Data segment:

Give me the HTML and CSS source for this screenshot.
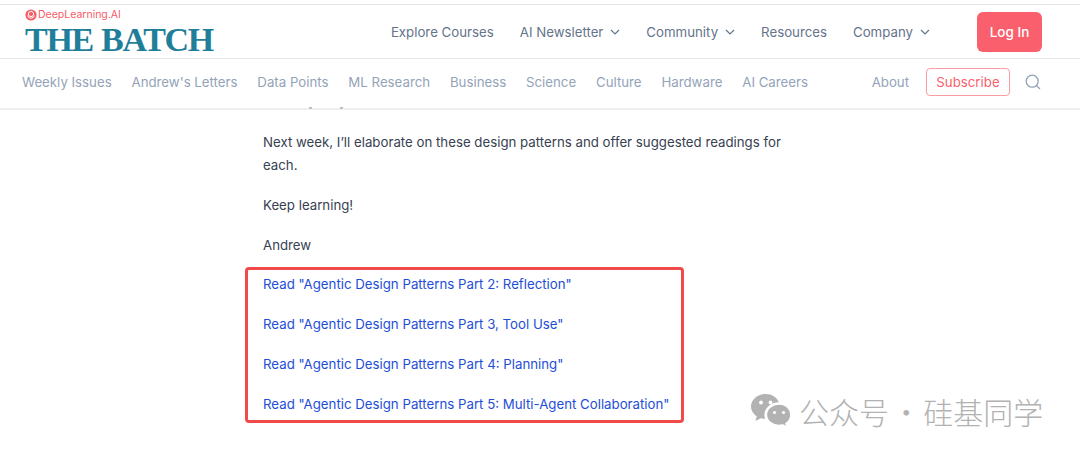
FILE: index.html
```html
<!DOCTYPE html>
<html lang="en">

<head>
  <meta charset="UTF-8">
  <meta name="viewport" content="width=device-width, initial-scale=1.0">
  <title>The Batch</title>
  <link rel="stylesheet" href="styles.css">
</head>

<body>
  <header class="topbar">
    <div class="brand">
      <div class="brand-top">
        <svg class="brand-icon" viewBox="0 0 12 12">
          <circle cx="6" cy="6" r="5.6" fill="#f65b66" />
          <circle cx="6" cy="5" r="2.6" fill="none" stroke="#fff" stroke-width="1" />
          <path d="M2.6 6.6a3.5 3.5 0 0 0 6.8 0" fill="none" stroke="#fff" stroke-width="1" />
        </svg>
        <span>DeepLearning.AI</span>
      </div>
      <div class="brand-title">THE BATCH</div>
    </div>
    <nav class="mainnav">
      <a>Explore Courses</a>
      <a>AI Newsletter<svg class="chev" viewBox="0 0 10 6"><path d="M1 1l4 4 4-4" /></svg></a>
      <a>Community<svg class="chev" viewBox="0 0 10 6"><path d="M1 1l4 4 4-4" /></svg></a>
      <a>Resources</a>
      <a>Company<svg class="chev" viewBox="0 0 10 6"><path d="M1 1l4 4 4-4" /></svg></a>
    </nav>
    <a class="login">Log In</a>
  </header>

  <div class="subnav">
    <nav class="topics">
      <a>Weekly Issues</a>
      <a>Andrew's Letters</a>
      <a>Data Points</a>
      <a>ML Research</a>
      <a>Business</a>
      <a>Science</a>
      <a>Culture</a>
      <a>Hardware</a>
      <a>AI Careers</a>
    </nav>
    <div class="subnav-right">
      <a>About</a>
      <a class="subscribe">Subscribe</a>
      <svg class="search" viewBox="0 0 16 16"><circle cx="7.2" cy="7.2" r="6" /><path d="M11.6 11.6l3.4 3.4" /></svg>
    </div>
  </div>

  <main class="article">
    <p>Next week, I’ll elaborate on these design patterns and offer suggested readings for each.</p>
    <p>Keep learning!</p>
    <p>Andrew</p>
    <p><a>Read "Agentic Design Patterns Part 2: Reflection"</a></p>
    <p><a>Read "Agentic Design Patterns Part 3, Tool Use"</a></p>
    <p><a>Read "Agentic Design Patterns Part 4: Planning"</a></p>
    <p><a>Read "Agentic Design Patterns Part 5: Multi-Agent Collaboration"</a></p>
  </main>

  <!-- descenders of the line scrolled away under the nav -->
  <span class="descender first"></span>
  <span class="descender second"></span>

  <div class="highlight"></div>

  <div class="watermark">
    <svg class="wechat" viewBox="0 0 42 36">
      <path d="M16 1C7.700 1 1 6.600 1 13.600c0 4 2.200 7.500 5.700 9.800L5.500 28l5.300-2.800c1.400.4 2.800.6 4.300.7-.5-1.300-.7-2.600-.7-4 0-7 6.500-12.500 14.500-12.700C26.700 4.300 21.800 1 16 1z" />
      <path d="M29 11c-7 0-12.600 4.800-12.600 10.700S22 32.400 29 32.400c1.300 0 2.500-.2 3.700-.5l4.300 2.500-1-3.900c3-2 4.900-5.200 4.900-8.800C40.900 15.800 36 11 29 11z" stroke="#fff" stroke-width="1.500" />
      <circle cx="11" cy="9.500" r="1.900" fill="#fff" />
      <circle cx="20.500" cy="9.500" r="1.900" fill="#fff" />
      <circle cx="24.500" cy="19.500" r="1.600" fill="#fff" />
      <circle cx="33.500" cy="19.500" r="1.600" fill="#fff" />
    </svg>
    <span>公众号 · 硅基同学</span>
  </div>
</body>

</html>
```

FILE: styles.css
```css
* {
  box-sizing: border-box;
}

body {
  margin: 0;
  height: 456px;
  overflow: hidden;
  position: relative;
  background: #fff;
  font-family: Inter, "Liberation Sans", sans-serif;
  padding-top: 4px;
}

.topbar {
  height: 55px;
  display: flex;
  align-items: center;
  padding: 0 38px 0 25px;
  border-top: 1px solid #e5e5e5;
  border-bottom: 1px solid #e8e8e8;
}

.brand {
  display: flex;
  flex-direction: column;
  margin-right: auto;
}

.brand-top {
  display: flex;
  align-items: center;
  gap: 1px;
  font-size: 10.500px;
  line-height: 12px;
  color: #f65b66;
}

.brand-icon {
  width: 12px;
  height: 12px;
}

.brand-title {
  margin-top: 4px;
  font-family: "Liberation Serif", serif;
  font-weight: 700;
  font-size: 34px;
  line-height: 30px;
  letter-spacing: -1.300px;
  word-spacing: 1px;
  color: #1f7f9a;
}

.mainnav {
  display: flex;
  gap: 26px;
  margin-right: 47px;
  font-size: 13.250px;
  color: #64748b;
}

.mainnav a {
  display: flex;
  align-items: center;
}

.chev {
  width: 10px;
  height: 6px;
  margin-left: 7px;
  fill: none;
  stroke: #64748b;
  stroke-width: 1.200;
}

.login {
  width: 65px;
  height: 40px;
  display: flex;
  align-items: center;
  justify-content: center;
  background: #f95f6d;
  border-radius: 6px;
  color: #fff;
  font-size: 13.500px;
  font-weight: 500;
}

.subnav {
  height: 51px;
  display: flex;
  align-items: center;
  justify-content: space-between;
  padding: 0 39px 4px 22px;
  border-bottom: 2px solid #eeeeee;
  font-size: 13.250px;
  color: #94a3b8;
}

.topics {
  display: flex;
  gap: 19.850px;
}

.subnav-right {
  display: flex;
  align-items: center;
}

.subscribe {
  margin-left: 17px;
  width: 84px;
  height: 28px;
  display: flex;
  align-items: center;
  justify-content: center;
  border: 1px solid #fa9ca4;
  border-radius: 4px;
  color: #f95f6d;
}

.search {
  width: 16px;
  height: 16px;
  margin-left: 15px;
  fill: none;
  stroke: #94a3b8;
  stroke-width: 1.300;
}

.article {
  width: 540px;
  margin-left: 263px;
  padding-top: 21px;
  font-size: 13.250px;
  line-height: 23px;
  color: #374151;
}

.article p {
  margin: 0 0 16.800px;
}

.article a {
  color: #1d4ed8;
}

.descender {
  position: absolute;
  top: 107px;
  width: 3px;
  height: 2px;
  background: #b5bac2;
  border-radius: 0 0 2px 2px;
}

.descender.first {
  left: 309px;
}

.descender.second {
  left: 340px;
}

.highlight {
  position: absolute;
  left: 245px;
  top: 267px;
  width: 439px;
  height: 156px;
  border: 3px solid #f04a4a;
  border-radius: 4px;
}

.watermark {
  position: absolute;
  left: 750px;
  top: 392px;
  display: flex;
  align-items: center;
  gap: 7px;
  font-family: "Noto Sans CJK SC", sans-serif;
  font-size: 30px;
  font-weight: 300;
  word-spacing: -4.500px;
  line-height: 38px;
  color: #b2b2b2;
}

.wechat {
  width: 42px;
  height: 36px;
  fill: #b2b2b2;
}
```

What is required: Output the lines above in full and exactly as given, omitting any pictures.

Reply:
Give me the HTML and CSS source for this screenshot.
FILE: index.html
```html
<!DOCTYPE html>
<html lang="en">

<head>
  <meta charset="UTF-8">
  <meta name="viewport" content="width=device-width, initial-scale=1.0">
  <title>The Batch</title>
  <link rel="stylesheet" href="styles.css">
</head>

<body>
  <header class="topbar">
    <div class="brand">
      <div class="brand-top">
        <svg class="brand-icon" viewBox="0 0 12 12">
          <circle cx="6" cy="6" r="5.6" fill="#f65b66" />
          <circle cx="6" cy="5" r="2.6" fill="none" stroke="#fff" stroke-width="1" />
          <path d="M2.6 6.6a3.5 3.5 0 0 0 6.8 0" fill="none" stroke="#fff" stroke-width="1" />
        </svg>
        <span>DeepLearning.AI</span>
      </div>
      <div class="brand-title">THE BATCH</div>
    </div>
    <nav class="mainnav">
      <a>Explore Courses</a>
      <a>AI Newsletter<svg class="chev" viewBox="0 0 10 6"><path d="M1 1l4 4 4-4" /></svg></a>
      <a>Community<svg class="chev" viewBox="0 0 10 6"><path d="M1 1l4 4 4-4" /></svg></a>
      <a>Resources</a>
      <a>Company<svg class="chev" viewBox="0 0 10 6"><path d="M1 1l4 4 4-4" /></svg></a>
    </nav>
    <a class="login">Log In</a>
  </header>

  <div class="subnav">
    <nav class="topics">
      <a>Weekly Issues</a>
      <a>Andrew's Letters</a>
      <a>Data Points</a>
      <a>ML Research</a>
      <a>Business</a>
      <a>Science</a>
      <a>Culture</a>
      <a>Hardware</a>
      <a>AI Careers</a>
    </nav>
    <div class="subnav-right">
      <a>About</a>
      <a class="subscribe">Subscribe</a>
      <svg class="search" viewBox="0 0 16 16"><circle cx="7.2" cy="7.2" r="6" /><path d="M11.6 11.6l3.4 3.4" /></svg>
    </div>
  </div>

  <main class="article">
    <p>Next week, I’ll elaborate on these design patterns and offer suggested readings for each.</p>
    <p>Keep learning!</p>
    <p>Andrew</p>
    <p><a>Read "Agentic Design Patterns Part 2: Reflection"</a></p>
    <p><a>Read "Agentic Design Patterns Part 3, Tool Use"</a></p>
    <p><a>Read "Agentic Design Patterns Part 4: Planning"</a></p>
    <p><a>Read "Agentic Design Patterns Part 5: Multi-Agent Collaboration"</a></p>
  </main>

  <!-- descenders of the line scrolled away under the nav -->
  <span class="descender first"></span>
  <span class="descender second"></span>

  <div class="highlight"></div>

  <div class="watermark">
    <svg class="wechat" viewBox="0 0 42 36">
      <path d="M16 1C7.700 1 1 6.600 1 13.600c0 4 2.200 7.500 5.700 9.800L5.500 28l5.300-2.800c1.400.4 2.800.6 4.300.7-.5-1.300-.7-2.600-.7-4 0-7 6.500-12.500 14.500-12.700C26.700 4.300 21.800 1 16 1z" />
      <path d="M29 11c-7 0-12.600 4.800-12.600 10.700S22 32.400 29 32.400c1.300 0 2.500-.2 3.700-.5l4.300 2.500-1-3.900c3-2 4.900-5.200 4.900-8.800C40.900 15.800 36 11 29 11z" stroke="#fff" stroke-width="1.500" />
      <circle cx="11" cy="9.500" r="1.900" fill="#fff" />
      <circle cx="20.500" cy="9.500" r="1.900" fill="#fff" />
      <circle cx="24.500" cy="19.500" r="1.600" fill="#fff" />
      <circle cx="33.500" cy="19.500" r="1.600" fill="#fff" />
    </svg>
    <span>公众号 · 硅基同学</span>
  </div>
</body>

</html>
```

FILE: styles.css
```css
* {
  box-sizing: border-box;
}

body {
  margin: 0;
  height: 456px;
  overflow: hidden;
  position: relative;
  background: #fff;
  font-family: Inter, "Liberation Sans", sans-serif;
  padding-top: 4px;
}

.topbar {
  height: 55px;
  display: flex;
  align-items: center;
  padding: 0 38px 0 25px;
  border-top: 1px solid #e5e5e5;
  border-bottom: 1px solid #e8e8e8;
}

.brand {
  display: flex;
  flex-direction: column;
  margin-right: auto;
}

.brand-top {
  display: flex;
  align-items: center;
  gap: 1px;
  font-size: 10.500px;
  line-height: 12px;
  color: #f65b66;
}

.brand-icon {
  width: 12px;
  height: 12px;
}

.brand-title {
  margin-top: 4px;
  font-family: "Liberation Serif", serif;
  font-weight: 700;
  font-size: 34px;
  line-height: 30px;
  letter-spacing: -1.300px;
  word-spacing: 1px;
  color: #1f7f9a;
}

.mainnav {
  display: flex;
  gap: 26px;
  margin-right: 47px;
  font-size: 13.250px;
  color: #64748b;
}

.mainnav a {
  display: flex;
  align-items: center;
}

.chev {
  width: 10px;
  height: 6px;
  margin-left: 7px;
  fill: none;
  stroke: #64748b;
  stroke-width: 1.200;
}

.login {
  width: 65px;
  height: 40px;
  display: flex;
  align-items: center;
  justify-content: center;
  background: #f95f6d;
  border-radius: 6px;
  color: #fff;
  font-size: 13.500px;
  font-weight: 500;
}

.subnav {
  height: 51px;
  display: flex;
  align-items: center;
  justify-content: space-between;
  padding: 0 39px 4px 22px;
  border-bottom: 2px solid #eeeeee;
  font-size: 13.250px;
  color: #94a3b8;
}

.topics {
  display: flex;
  gap: 19.850px;
}

.subnav-right {
  display: flex;
  align-items: center;
}

.subscribe {
  margin-left: 17px;
  width: 84px;
  height: 28px;
  display: flex;
  align-items: center;
  justify-content: center;
  border: 1px solid #fa9ca4;
  border-radius: 4px;
  color: #f95f6d;
}

.search {
  width: 16px;
  height: 16px;
  margin-left: 15px;
  fill: none;
  stroke: #94a3b8;
  stroke-width: 1.300;
}

.article {
  width: 540px;
  margin-left: 263px;
  padding-top: 21px;
  font-size: 13.250px;
  line-height: 23px;
  color: #374151;
}

.article p {
  margin: 0 0 16.800px;
}

.article a {
  color: #1d4ed8;
}

.descender {
  position: absolute;
  top: 107px;
  width: 3px;
  height: 2px;
  background: #b5bac2;
  border-radius: 0 0 2px 2px;
}

.descender.first {
  left: 309px;
}

.descender.second {
  left: 340px;
}

.highlight {
  position: absolute;
  left: 245px;
  top: 267px;
  width: 439px;
  height: 156px;
  border: 3px solid #f04a4a;
  border-radius: 4px;
}

.watermark {
  position: absolute;
  left: 750px;
  top: 392px;
  display: flex;
  align-items: center;
  gap: 7px;
  font-family: "Noto Sans CJK SC", sans-serif;
  font-size: 30px;
  font-weight: 300;
  word-spacing: -4.500px;
  line-height: 38px;
  color: #b2b2b2;
}

.wechat {
  width: 42px;
  height: 36px;
  fill: #b2b2b2;
}
```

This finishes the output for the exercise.